▶ **Task directions**: Write out the entire listing below exactly, with the pictures left out.

▶ **Supplied material**:
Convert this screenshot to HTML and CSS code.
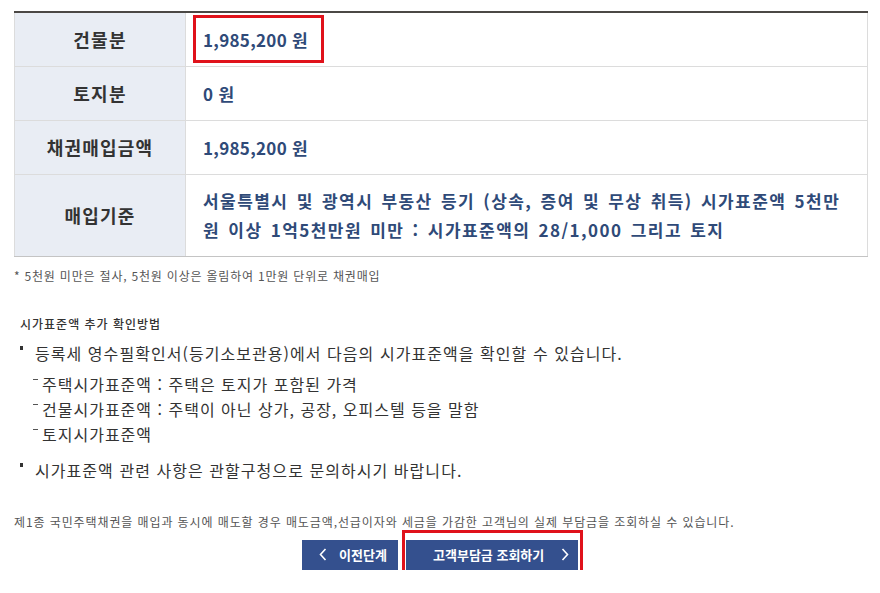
FILE: index.html
```html
<!DOCTYPE html>
<html lang="ko">
<head>
<meta charset="utf-8">
<link rel="stylesheet" href="styles.css">
</head>
<body>
<div class="page">
  <table class="bond">
    <tr>
      <th>건물분</th>
      <td><span class="amount marked">1,985,200 원</span></td>
    </tr>
    <tr>
      <th>토지분</th>
      <td><span class="amount">0 원</span></td>
    </tr>
    <tr>
      <th>채권매입금액</th>
      <td><span class="amount">1,985,200 원</span></td>
    </tr>
    <tr class="tall">
      <th>매입기준</th>
      <td>서울특별시 및 광역시 부동산 등기 (상속, 증여 및 무상 취득) 시가표준액 5천만원 이상 1억5천만원 미만 : 시가표준액의 28/1,000 그리고 토지</td>
    </tr>
  </table>
  <p class="note">* 5천원 미만은 절사, 5천원 이상은 올림하여 1만원 단위로 채권매입</p>

  <div class="guide">
    <h3 class="guide-title">시가표준액 추가 확인방법</h3>
    <ul class="dots">
      <li>등록세 영수필확인서(등기소보관용)에서 다음의 시가표준액을 확인할 수 있습니다.
        <ul class="dashes">
          <li>주택시가표준액 : 주택은 토지가 포함된 가격</li>
          <li>건물시가표준액 : 주택이 아닌 상가, 공장, 오피스텔 등을 말함</li>
          <li>토지시가표준액</li>
        </ul>
      </li>
      <li class="last">시가표준액 관련 사항은 관할구청으로 문의하시기 바랍니다.</li>
    </ul>
  </div>

  <p class="info">제1종 국민주택채권을 매입과 동시에 매도할 경우 매도금액,선급이자와 세금을 가감한 고객님의 실제 부담금을 조회하실 수 있습니다.</p>

  <div class="btns">
    <a class="btn prev" href="#">
      <svg class="chev" width="8" height="13" viewBox="0 0 8 13"><polyline points="6.5,1 1.5,6.5 6.5,12" fill="none" stroke="#fff" stroke-width="1.6"/></svg>
      <span>이전단계</span>
    </a>
    <a class="btn next marked-btn" href="#">
      <span>고객부담금 조회하기</span>
      <svg class="chev" width="8" height="13" viewBox="0 0 8 13"><polyline points="1.5,1 6.5,6.5 1.5,12" fill="none" stroke="#fff" stroke-width="1.6"/></svg>
    </a>
  </div>
</div>
</body>
</html>
```

FILE: styles.css
```css
* { box-sizing: border-box; }
html, body {
  margin: 0;
  padding: 0;
  background: #fff;
}
body {
  font-family: "Noto Sans CJK KR", "Noto Sans", sans-serif;
  color: #333;
}
.page {
  width: 880px;
  padding: 11px 12px 0 14px;
}
.bond {
  width: 854px;
  border-collapse: collapse;
  border-top: 2px solid #4b4845;
  border-left: 1px solid #dcdcdc;
  border-right: 1px solid #dcdcdc;
  border-bottom: 1px solid #c4c4c4;
}
.bond th, .bond td {
  border-bottom: 1px solid #dcdcdc;
  height: 54px;
  padding: 0;
  vertical-align: middle;
}
.bond th {
  width: 171px;
  background: #e9edf4;
  border-right: 1px solid #dcdcdc;
  font-size: 18px;
  font-weight: 700;
  color: #333;
  text-align: center;
  letter-spacing: 1.2px;
}
.bond td {
  padding-left: 17px;
  padding-right: 22px;
  font-size: 17px;
  font-weight: 700;
  color: #2f4a78;
  line-height: 29px;
  letter-spacing: 1.45px;
  word-spacing: 2px;
}
.bond tr.tall th, .bond tr.tall td {
  height: 82px;
  border-bottom: 1px solid #c4c4c4;
}
.amount {
  display: inline-block;
  position: relative;
  letter-spacing: 0.3px;
  word-spacing: 0;
}
.marked::after {
  content: "";
  position: absolute;
  left: -10px;
  right: -16px;
  top: -10px;
  bottom: -9px;
  border: 3px solid #e0121b;
}
.note {
  margin: 11px 0 0 0;
  font-size: 12px;
  color: #555;
  line-height: 16px;
  letter-spacing: 0.8px;
}
.guide {
  margin-top: 32px;
  padding-left: 6px;
}
.guide-title {
  margin: 0;
  font-size: 12px;
  font-weight: 500;
  color: #333;
  line-height: 16px;
  letter-spacing: 1px;
}
.dots {
  list-style: none;
  margin: 10px 0 0 0;
  padding: 0;
}
.dots > li {
  position: relative;
  padding-left: 15px;
  font-size: 16px;
  line-height: 22px;
  color: #333;
  letter-spacing: 1.05px;
}
.dots > li::before {
  content: "";
  position: absolute;
  left: 0;
  top: 4px;
  width: 3px;
  height: 4px;
  background: #333;
}
.dots > li.last {
  margin-top: 12px;
}
.dashes {
  list-style: none;
  margin: 8px 0 0 0;
  padding: 0;
}
.dashes > li {
  position: relative;
  padding-left: 7px;
  font-size: 16px;
  line-height: 25px;
  color: #333;
  letter-spacing: 1px;
}
.dashes > li::before {
  content: "";
  position: absolute;
  left: -2px;
  top: 7px;
  width: 5px;
  height: 1px;
  background: #555;
}
.info {
  margin: 33px 0 0 0;
  font-size: 12px;
  line-height: 16px;
  color: #555;
  letter-spacing: 0.9px;
}
.btns {
  display: flex;
  justify-content: center;
  gap: 8px;
  margin-top: 10px;
  margin-left: -14px;
  margin-right: -12px;
}
.btn {
  display: flex;
  align-items: center;
  height: 30px;
  background: #34508e;
  color: #fff;
  text-decoration: none;
  font-size: 13px;
  font-weight: 700;
  position: relative;
}
.btn.prev {
  width: 96px;
  padding-left: 17px;
  gap: 12px;
}
.btn.next {
  width: 172px;
  padding-left: 27px;
  gap: 17px;
}
.chev { display: block; }
.marked-btn::after {
  content: "";
  position: absolute;
  left: -4px;
  right: -5px;
  top: -10px;
  bottom: -7px;
  border: 3px solid #e0121b;
}
```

▶ **Solution to this task**:
Convert this screenshot to HTML and CSS code.
FILE: index.html
```html
<!DOCTYPE html>
<html lang="ko">
<head>
<meta charset="utf-8">
<link rel="stylesheet" href="styles.css">
</head>
<body>
<div class="page">
  <table class="bond">
    <tr>
      <th>건물분</th>
      <td><span class="amount marked">1,985,200 원</span></td>
    </tr>
    <tr>
      <th>토지분</th>
      <td><span class="amount">0 원</span></td>
    </tr>
    <tr>
      <th>채권매입금액</th>
      <td><span class="amount">1,985,200 원</span></td>
    </tr>
    <tr class="tall">
      <th>매입기준</th>
      <td>서울특별시 및 광역시 부동산 등기 (상속, 증여 및 무상 취득) 시가표준액 5천만원 이상 1억5천만원 미만 : 시가표준액의 28/1,000 그리고 토지</td>
    </tr>
  </table>
  <p class="note">* 5천원 미만은 절사, 5천원 이상은 올림하여 1만원 단위로 채권매입</p>

  <div class="guide">
    <h3 class="guide-title">시가표준액 추가 확인방법</h3>
    <ul class="dots">
      <li>등록세 영수필확인서(등기소보관용)에서 다음의 시가표준액을 확인할 수 있습니다.
        <ul class="dashes">
          <li>주택시가표준액 : 주택은 토지가 포함된 가격</li>
          <li>건물시가표준액 : 주택이 아닌 상가, 공장, 오피스텔 등을 말함</li>
          <li>토지시가표준액</li>
        </ul>
      </li>
      <li class="last">시가표준액 관련 사항은 관할구청으로 문의하시기 바랍니다.</li>
    </ul>
  </div>

  <p class="info">제1종 국민주택채권을 매입과 동시에 매도할 경우 매도금액,선급이자와 세금을 가감한 고객님의 실제 부담금을 조회하실 수 있습니다.</p>

  <div class="btns">
    <a class="btn prev" href="#">
      <svg class="chev" width="8" height="13" viewBox="0 0 8 13"><polyline points="6.5,1 1.5,6.5 6.5,12" fill="none" stroke="#fff" stroke-width="1.6"/></svg>
      <span>이전단계</span>
    </a>
    <a class="btn next marked-btn" href="#">
      <span>고객부담금 조회하기</span>
      <svg class="chev" width="8" height="13" viewBox="0 0 8 13"><polyline points="1.5,1 6.5,6.5 1.5,12" fill="none" stroke="#fff" stroke-width="1.6"/></svg>
    </a>
  </div>
</div>
</body>
</html>
```

FILE: styles.css
```css
* { box-sizing: border-box; }
html, body {
  margin: 0;
  padding: 0;
  background: #fff;
}
body {
  font-family: "Noto Sans CJK KR", "Noto Sans", sans-serif;
  color: #333;
}
.page {
  width: 880px;
  padding: 11px 12px 0 14px;
}
.bond {
  width: 854px;
  border-collapse: collapse;
  border-top: 2px solid #4b4845;
  border-left: 1px solid #dcdcdc;
  border-right: 1px solid #dcdcdc;
  border-bottom: 1px solid #c4c4c4;
}
.bond th, .bond td {
  border-bottom: 1px solid #dcdcdc;
  height: 54px;
  padding: 0;
  vertical-align: middle;
}
.bond th {
  width: 171px;
  background: #e9edf4;
  border-right: 1px solid #dcdcdc;
  font-size: 18px;
  font-weight: 700;
  color: #333;
  text-align: center;
  letter-spacing: 1.2px;
}
.bond td {
  padding-left: 17px;
  padding-right: 22px;
  font-size: 17px;
  font-weight: 700;
  color: #2f4a78;
  line-height: 29px;
  letter-spacing: 1.45px;
  word-spacing: 2px;
}
.bond tr.tall th, .bond tr.tall td {
  height: 82px;
  border-bottom: 1px solid #c4c4c4;
}
.amount {
  display: inline-block;
  position: relative;
  letter-spacing: 0.3px;
  word-spacing: 0;
}
.marked::after {
  content: "";
  position: absolute;
  left: -10px;
  right: -16px;
  top: -10px;
  bottom: -9px;
  border: 3px solid #e0121b;
}
.note {
  margin: 11px 0 0 0;
  font-size: 12px;
  color: #555;
  line-height: 16px;
  letter-spacing: 0.8px;
}
.guide {
  margin-top: 32px;
  padding-left: 6px;
}
.guide-title {
  margin: 0;
  font-size: 12px;
  font-weight: 500;
  color: #333;
  line-height: 16px;
  letter-spacing: 1px;
}
.dots {
  list-style: none;
  margin: 10px 0 0 0;
  padding: 0;
}
.dots > li {
  position: relative;
  padding-left: 15px;
  font-size: 16px;
  line-height: 22px;
  color: #333;
  letter-spacing: 1.05px;
}
.dots > li::before {
  content: "";
  position: absolute;
  left: 0;
  top: 4px;
  width: 3px;
  height: 4px;
  background: #333;
}
.dots > li.last {
  margin-top: 12px;
}
.dashes {
  list-style: none;
  margin: 8px 0 0 0;
  padding: 0;
}
.dashes > li {
  position: relative;
  padding-left: 7px;
  font-size: 16px;
  line-height: 25px;
  color: #333;
  letter-spacing: 1px;
}
.dashes > li::before {
  content: "";
  position: absolute;
  left: -2px;
  top: 7px;
  width: 5px;
  height: 1px;
  background: #555;
}
.info {
  margin: 33px 0 0 0;
  font-size: 12px;
  line-height: 16px;
  color: #555;
  letter-spacing: 0.9px;
}
.btns {
  display: flex;
  justify-content: center;
  gap: 8px;
  margin-top: 10px;
  margin-left: -14px;
  margin-right: -12px;
}
.btn {
  display: flex;
  align-items: center;
  height: 30px;
  background: #34508e;
  color: #fff;
  text-decoration: none;
  font-size: 13px;
  font-weight: 700;
  position: relative;
}
.btn.prev {
  width: 96px;
  padding-left: 17px;
  gap: 12px;
}
.btn.next {
  width: 172px;
  padding-left: 27px;
  gap: 17px;
}
.chev { display: block; }
.marked-btn::after {
  content: "";
  position: absolute;
  left: -4px;
  right: -5px;
  top: -10px;
  bottom: -7px;
  border: 3px solid #e0121b;
}
```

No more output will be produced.